• Steve Jones - SSC Editor (1/24/2013)


    rharderwijk (1/24/2013)


    I partially agree.

    Yes, developers should be develop software that can scale up and down as needed, but they still have to worry about the underlying 'hardware'. I put that between quotes, as using a cloud service does not mean you can just write any code. Suboptimal code can mean buying new bigger hardware, or purchasing more compute cycles, and both can be quite expensive.

    I'm not sure that's worrying about the hardware. I think that's more writing better code, that efficiently uses whatever it's running on.
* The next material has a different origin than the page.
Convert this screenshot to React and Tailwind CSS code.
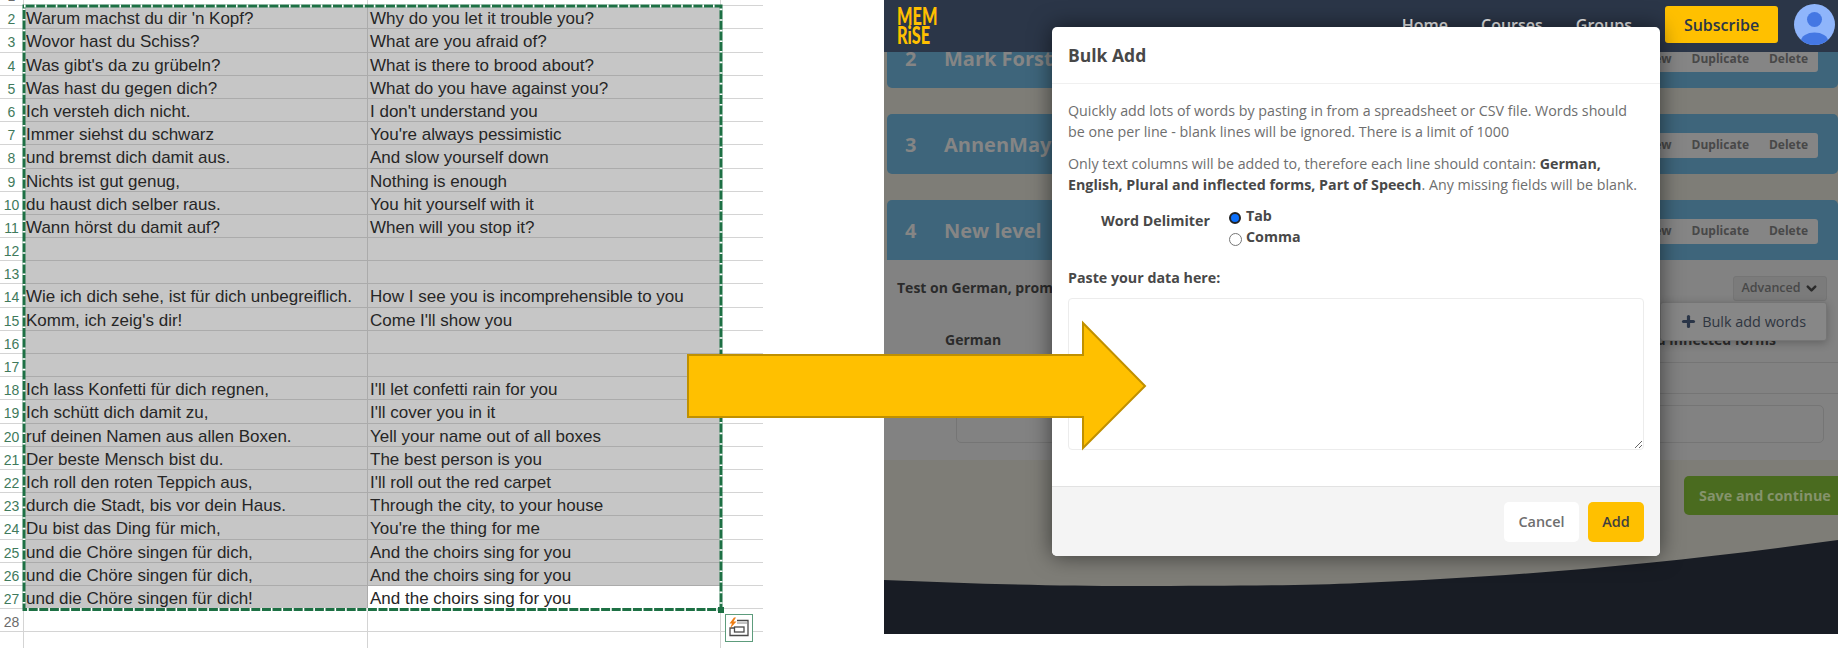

    I'm going to have to agree with rharderwijk. As an analogy, let's translate:

    'Development shouldn't be concerned about the size or care of physical machines'

    to

    'Development shouldn't be concerned about the size or care of databases'

    and see how that feels. Using, say, LINQ with all defaults and letting the software auto-build your table structures is essentially the same as letting the "service" do the same kinds of things.

    First, it depends very much on what type of development, what industry, what resources are available, prioritization of requirements, performance targets now and in the future, product/project total lifespan, etc. If the developer/developer's employer doesn't care, then no, physical hardware, database engine, etc. may not matter much - this is the "take the defaults" approach.

    For some kinds of development, it really does matter - can you use AES-NI instructions or not? Do you have X amount of storage available? Are there different kinds of storage, with different speeds? Are there added costs to certain things?

    Creating an app that stores a handful of recipes for one user is not the same as a realtime control system for a pacemaker, which in turn is not the same as an enterprise HR platform (where "enterprise" is defined as 300,000 current employees).

    Further, knowing about hardware allows you to have the option of choosing tradeoffs yourself - what's the native word size, and are there instructions that are much faster/slower, for instance. Not knowing about hardware means you cannot control those tradeoffs... and you may not even be aware of their existence.